Когда все это кончается, уносят со стола посуду и стелют постель врачу, Горбатов тихо подзывает меня поближе к изголовью.
– Обещай только одно: не давай забрать меня в больницу. Ты же знаешь, что я этого не могу!
Он напоминает мне о Нине Николаевне Архиповой, своей будущей жене, что она тоже больна я лежит сейчас в больнице в Москве и, оставшись в Сухуми в больнице, он будет совсем лишен возможности хоть как-то связываться и общаться с ней.
И вообще ему надо в Москву.
– Обещай, что ты отправишь меня в Москву.
– Если врачи разрешат, конечно, отправлю.
– И если не разрешат – тоже!
– В общем, отправлю, – говорю я, чувствуя, что желание его непреклонно.
Так оно в конце концов потом и происходит – где-то через неделю, после бурных споров, медики приходят к решению, что Горбатова можно отвезти в Москву в лежачем положение, в спальном вагоне, при условии, если с ним в купе поедет врач, имея при себе все, что может понадобиться в любую секунду. Хочу добавить, что именно тот молодой врач-грузин, который стоял за реальность этой поездки и не боялся ее, занял верхнюю полку в одном купе с Горбатовым и благополучно довез его до Москвы.
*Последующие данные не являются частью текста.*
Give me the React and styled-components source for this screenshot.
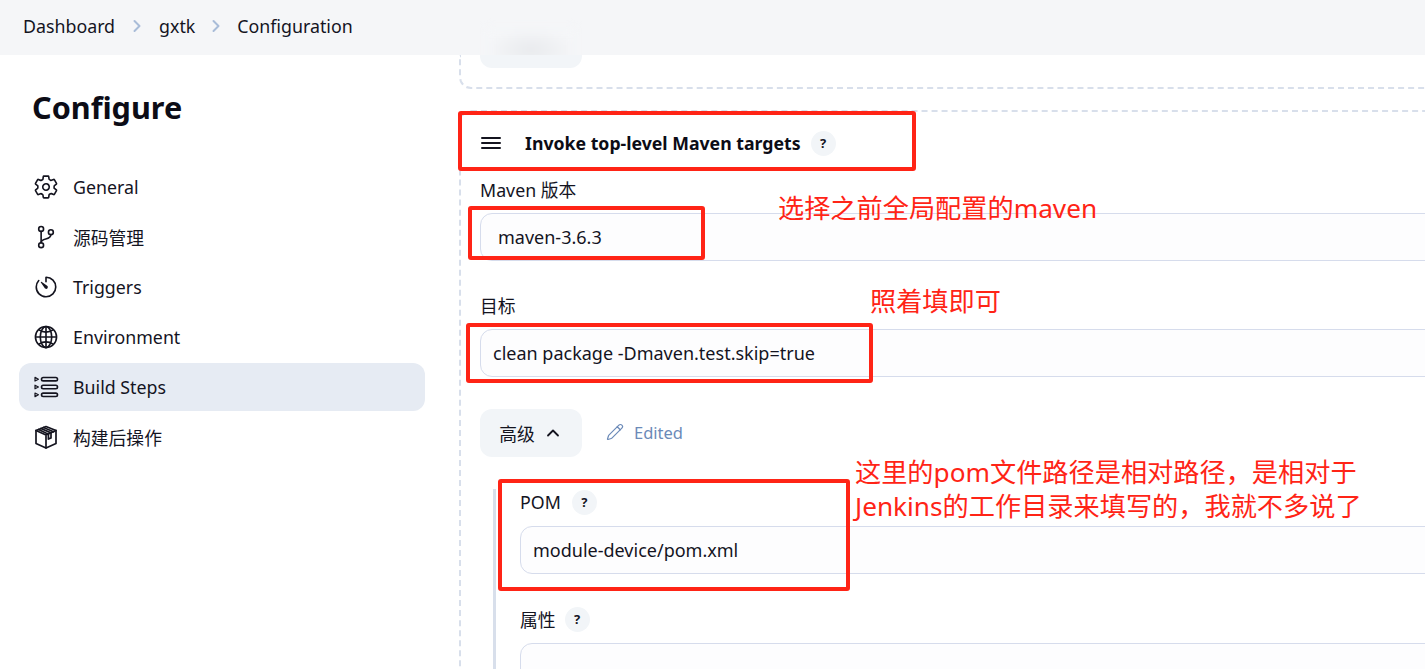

Москва. После инфаркта Горбатов приходит в себя быстрей, чем мы смели надеяться. Он перестает жить в одиночестве, у него появляется семья, все складывается как будто совсем хорошо. Потихоньку двигается вторая книга «Донбасса»; понемножку входит в обычную колею и та работа, которую делает Горбатов в Союзе писателей. Он снова такой, как всегда, участливый, горячий, способный и вспылить и тут же посмеяться над собственной вспыльчивостью. По-прежнему при нем и его главное качество – прирожденная справедливость по отношению к самым разным, в том числе и далеким ему в литературе людям.
Идет какое-то затянувшееся до вечера заседание в нашем конференц-зале в Союзе писателей. Горбатов сидит рядом, справа от меня. Ничего особенного не происходит, обсуждаемый вопрос никаких острых переживаний, помнится, не вызывает ни у меня, ни у Горбатова, ни у других присутствующих. Уже к концу заседания Горбатов берет слово для какого-то делового предложения, и вдруг голос его делается каким-то странным.
В памяти моей и это изменение голоса, и какие-то не те слова, которые он тогда вдруг начал говорить, слова, неразборчивые и непонятные, сейчас ассоциируются со строчкой, написанной от руки человеком, теряющим сознание: писал-писал, и вдруг руку повело куда-то в неизвестность, вкось по странице, уже безвольно и бессильно.
Мы смотрим на него и не можем понять, что он говорит, лицо его как-то странно искажено, он силится объяснить нам, что собирался сказать, и не может. Так продолжается десять или пятнадцать секунд. И вдруг я вижу, как его начинает клонить со стула. Я и кто-то еще из товарищей едва успеваем подхватить его, не дать упасть, и он тяжело повисает на наших руках. Подняв на руки, мы переносим его в расположенный рядом с конференц-залом вестибюль и кладем на стоящий там у стены узкий диван. Подсовываем что-то под голову, пододвигаем под ноги стул. Кто-то кидается звонить по телефонам; кто-то, крикнув, что нужно побольше свежего воздуха, бежит вниз и открывает там настежь наружную, ведущую на улицу дверь.
За окнами уже темно, вот почему я помню, что это было вечером.
Самое мучительное, что Горбатов все еще пытается что-то объяснить всем нам, столпившимся вокруг него, и не может. Мы растерялись и еще не понимаем до конца, что у него паралич одной стороны тела и лица. Наконец он измученно замолкает. Потом снова пытается заговорить и снова замолкает.
Через несколько минут приезжает «скорая помощь», его кладут на носилки и, накрыв сверху принесенным с вешалки пальто, укладывают в машину. Я еду вместе с ним, сажусь туда внутрь, рядом с ним, лежащим. Везти его недолго и недалеко, на улицу Грановского. Там меня пускают в «приемный покой». Врачам все уже ясно, и они объясняют мне, что это инсульт с частичной потерей речи и частичным параличом.
Горбатова должны уносить из «приемного покоя» дальше, куда меня сейчас уже не пустят, но его что-то беспокоит, и он снова пытается сказать мне это.